Another noted the importance of being able to use their banking partners’ technology. "We operate in numerous countries in the region and centralisation has always been key for us. Our primary focus is having visibility over our cash because we have a very short working capital cycle. We rely heavily on our banks’ technology such as APIs to help us with that and to do central pooling of our cash."
Digital Currencies
The discussion touched on the topic of digital currencies, stablecoins, and central bank digital currencies (CBDCs) and how these might come to help centralisation programmes. Participants acknowledged the growing interest in this area, particularly in Asia, and the potential for these technologies to transform payments and treasury management. However, they also noted that the regulatory landscape was still evolving.
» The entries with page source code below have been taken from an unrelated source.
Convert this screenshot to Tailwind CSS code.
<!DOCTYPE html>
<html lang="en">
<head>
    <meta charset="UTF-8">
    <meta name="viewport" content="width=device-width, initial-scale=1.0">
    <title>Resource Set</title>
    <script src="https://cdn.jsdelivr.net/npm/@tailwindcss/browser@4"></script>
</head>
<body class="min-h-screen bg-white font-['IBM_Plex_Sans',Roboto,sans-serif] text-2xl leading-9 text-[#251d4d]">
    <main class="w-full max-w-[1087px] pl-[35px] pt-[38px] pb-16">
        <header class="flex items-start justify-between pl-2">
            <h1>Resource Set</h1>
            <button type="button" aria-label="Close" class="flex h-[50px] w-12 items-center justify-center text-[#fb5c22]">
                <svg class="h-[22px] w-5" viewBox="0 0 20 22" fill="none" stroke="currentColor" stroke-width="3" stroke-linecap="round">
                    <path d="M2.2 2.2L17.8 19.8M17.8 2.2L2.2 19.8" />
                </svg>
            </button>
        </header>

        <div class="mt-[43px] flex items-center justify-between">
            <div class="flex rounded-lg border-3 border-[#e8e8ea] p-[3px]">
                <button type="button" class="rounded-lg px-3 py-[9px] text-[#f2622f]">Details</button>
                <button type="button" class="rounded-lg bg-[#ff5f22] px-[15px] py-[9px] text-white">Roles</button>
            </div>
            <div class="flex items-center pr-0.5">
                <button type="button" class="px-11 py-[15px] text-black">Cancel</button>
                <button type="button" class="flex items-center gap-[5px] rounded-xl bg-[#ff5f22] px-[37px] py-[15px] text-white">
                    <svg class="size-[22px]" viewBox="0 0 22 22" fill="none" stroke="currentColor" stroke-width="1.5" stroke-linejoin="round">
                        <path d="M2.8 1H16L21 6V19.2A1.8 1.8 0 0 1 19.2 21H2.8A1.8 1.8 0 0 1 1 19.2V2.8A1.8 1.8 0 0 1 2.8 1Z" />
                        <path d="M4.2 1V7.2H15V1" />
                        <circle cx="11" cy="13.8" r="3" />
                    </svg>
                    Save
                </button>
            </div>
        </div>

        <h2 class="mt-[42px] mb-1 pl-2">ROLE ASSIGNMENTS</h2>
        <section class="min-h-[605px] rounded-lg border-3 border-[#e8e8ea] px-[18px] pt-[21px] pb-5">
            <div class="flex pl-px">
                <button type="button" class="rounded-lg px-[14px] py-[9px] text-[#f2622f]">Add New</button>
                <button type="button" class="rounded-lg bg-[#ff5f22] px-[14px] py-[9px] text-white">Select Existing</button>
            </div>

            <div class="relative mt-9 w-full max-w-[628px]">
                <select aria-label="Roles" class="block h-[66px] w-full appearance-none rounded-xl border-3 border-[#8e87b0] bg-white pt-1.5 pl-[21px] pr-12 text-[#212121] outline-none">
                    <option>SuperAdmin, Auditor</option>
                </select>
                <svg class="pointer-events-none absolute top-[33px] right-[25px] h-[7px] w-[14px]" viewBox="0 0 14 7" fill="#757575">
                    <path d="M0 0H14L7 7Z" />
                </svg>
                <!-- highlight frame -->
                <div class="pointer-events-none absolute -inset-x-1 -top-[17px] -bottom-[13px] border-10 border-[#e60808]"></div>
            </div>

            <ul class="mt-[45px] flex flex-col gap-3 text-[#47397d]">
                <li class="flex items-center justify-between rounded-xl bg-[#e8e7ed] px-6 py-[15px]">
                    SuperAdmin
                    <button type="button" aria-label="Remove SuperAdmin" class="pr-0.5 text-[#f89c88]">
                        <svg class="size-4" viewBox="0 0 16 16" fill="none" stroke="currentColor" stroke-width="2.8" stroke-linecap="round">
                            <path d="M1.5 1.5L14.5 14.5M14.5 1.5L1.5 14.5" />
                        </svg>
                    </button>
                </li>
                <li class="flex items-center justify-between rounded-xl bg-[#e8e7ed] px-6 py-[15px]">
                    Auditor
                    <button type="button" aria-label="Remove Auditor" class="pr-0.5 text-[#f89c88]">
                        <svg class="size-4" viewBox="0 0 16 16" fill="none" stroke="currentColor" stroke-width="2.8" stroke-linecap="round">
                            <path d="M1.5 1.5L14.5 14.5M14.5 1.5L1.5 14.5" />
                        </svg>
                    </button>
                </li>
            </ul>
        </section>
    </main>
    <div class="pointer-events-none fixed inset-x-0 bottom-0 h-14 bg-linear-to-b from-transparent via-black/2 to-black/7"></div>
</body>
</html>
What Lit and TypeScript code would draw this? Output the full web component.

HSBC will host a Treasury Hangout later in the year specifically on this topic.
Conclusion
The roundtable discussion provided valuable insights into the complexities and nuances of treasury centralisation. Participants shared their experiences, challenges, and best practices, highlighting the importance of careful planning, the right technology, and strong banking partnerships. The discussion also underscored that treasury centralisation is not a one-size-fits-all approach and that the optimal strategy depends on a company's specific circumstances, industry, and geographic footprint.
The Treasury Hangout Series will continue in June, with the next session dedicated to automation and the role of AI in Treasury.